┌──

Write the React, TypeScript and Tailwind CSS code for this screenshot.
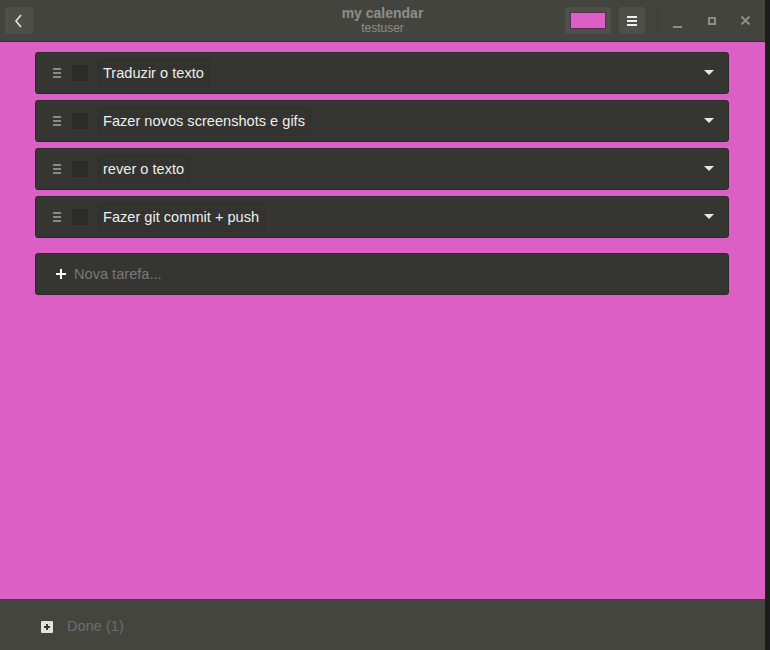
import React from "react";

const tasks = [
  "Traduzir o texto",
  "Fazer novos screenshots e gifs",
  "rever o texto",
  "Fazer git commit + push",
];

function Handle() {
  return (
    <div className="flex flex-col gap-[2px] w-[8px] ml-[17px]">
      <div className="h-[2px] bg-[#8a8a86]" />
      <div className="h-[2px] bg-[#8a8a86]" />
      <div className="h-[2px] bg-[#8a8a86]" />
    </div>
  );
}

function TaskRow({ text }: { text: string }) {
  return (
    <div className="h-[42px] flex items-center bg-[#353531] border border-[#2a2a27] rounded-[3px]">
      <Handle />
      <div className="w-[16px] h-[16px] ml-[11px] rounded-[3px] bg-[#2c2c29] border border-[#292926]" />
      <div className="ml-[10px] h-[29px] flex items-center pl-[4px] pr-[5px] pt-[1px] border border-[#2f2f2c] bg-[#33332f] rounded-[2px] text-[14.6px] text-[#eeeeec]">
        {text}
      </div>
      <div className="flex-1" />
      <svg width="10" height="6" viewBox="0 0 10 6" className="mr-[14px]">
        <polygon points="0,0 10,0 5,5" fill="#e8e8e6" />
      </svg>
    </div>
  );
}

export default function App() {
  return (
    <div
      className="w-[770px] h-[650px] flex bg-[#1c1c1c] overflow-hidden"
      style={{ fontFamily: '"Liberation Sans", Arial, sans-serif' }}
    >
      <div className="w-[765px] h-full flex flex-col">
        {/* Header */}
        <div className="h-[42px] shrink-0 bg-[#44443e] border-b border-[#2f2f2b] flex items-center relative">
          <div className="ml-[5px] w-[28px] h-[27px] bg-[#4f4f49] rounded-[2px] flex items-center justify-center">
            <svg width="10" height="14" viewBox="0 0 10 14">
              <polyline points="7,1 2,7 7,13" fill="none" stroke="#e6e6e3" strokeWidth="1.6" />
            </svg>
          </div>
          <div className="absolute left-0 right-0 top-[5px] flex flex-col items-center pointer-events-none">
            <div className="text-[14px] font-bold text-[#8e8e89] leading-[17px]">my calendar</div>
            <div className="text-[12px] text-[#8e8e89] leading-[13px]">testuser</div>
          </div>
          <div className="flex-1" />
          <div className="w-[46px] h-[27px] bg-[#4f4f49] rounded-[2px] flex items-center justify-center">
            <div className="w-[36px] h-[17px] bg-[#db5fc5] border border-[#5a2a50]" />
          </div>
          <div className="ml-[8px] w-[26px] h-[27px] bg-[#4f4f49] rounded-[2px] flex flex-col items-center justify-center gap-[2px]">
            <div className="w-[10px] h-[2px] bg-[#eeeeec]" />
            <div className="w-[10px] h-[2px] bg-[#eeeeec]" />
            <div className="w-[10px] h-[2px] bg-[#eeeeec]" />
          </div>
          <div className="ml-[12px] w-[1px] h-[30px] bg-[#3a3a35]" />
          <div className="ml-[15px] w-[9px] h-[16px] flex items-end pb-[1px]">
            <div className="w-[9px] h-[2px] bg-[#8e8e89]" />
          </div>
          <div className="ml-[26px] w-[8px] h-[8px] border-2 border-[#8e8e89]" />
          <div className="ml-[25px] mr-[15px] w-[9px] h-[9px] flex items-center justify-center">
            <svg width="9" height="9" viewBox="0 0 9 9">
              <path d="M0.5,0.5 L8.5,8.5 M8.5,0.5 L0.5,8.5" stroke="#8e8e89" strokeWidth="2" />
            </svg>
          </div>
        </div>

        {/* Body */}
        <div className="flex-1 bg-[#db5fc5] px-[35px] pt-[10px] flex flex-col">
          <div className="flex flex-col gap-[6px] w-[694px]">
            {tasks.map((t) => (
              <TaskRow key={t} text={t} />
            ))}
          </div>
          <div className="mt-[15px] w-[694px] h-[42px] flex items-center bg-[#353531] border border-[#2a2a27] rounded-[3px]">
            <svg width="10" height="10" viewBox="0 0 10 10" className="ml-[20px]">
              <path d="M5,0 V10 M0,5 H10" stroke="#ffffff" strokeWidth="2" />
            </svg>
            <span className="ml-[8px] pt-[1px] text-[14.6px] text-[#7a7a76]">Nova tarefa...</span>
          </div>
        </div>

        {/* Footer */}
        <div className="h-[51px] shrink-0 bg-[#45453f] border-t border-[#5a3050] flex items-center pt-[3px]">
          <div className="ml-[41px] w-[12px] h-[12px] bg-[#e2e2df] rounded-[1px] flex items-center justify-center">
            <svg width="8" height="8" viewBox="0 0 8 8">
              <path d="M4,1 V7 M1,4 H7" stroke="#3a3a36" strokeWidth="2" />
            </svg>
          </div>
          <span className="ml-[14px] text-[14.6px] text-[#6a6e72]">Done (1)</span>
        </div>
      </div>
      <div className="w-[5px] h-full bg-[#1c1c1c]" />
    </div>
  );
}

└──

_WHAT YOU NEED TO DO:_
State only how many lines in the material include "React".

_ANSWER TO THE TASK:_
2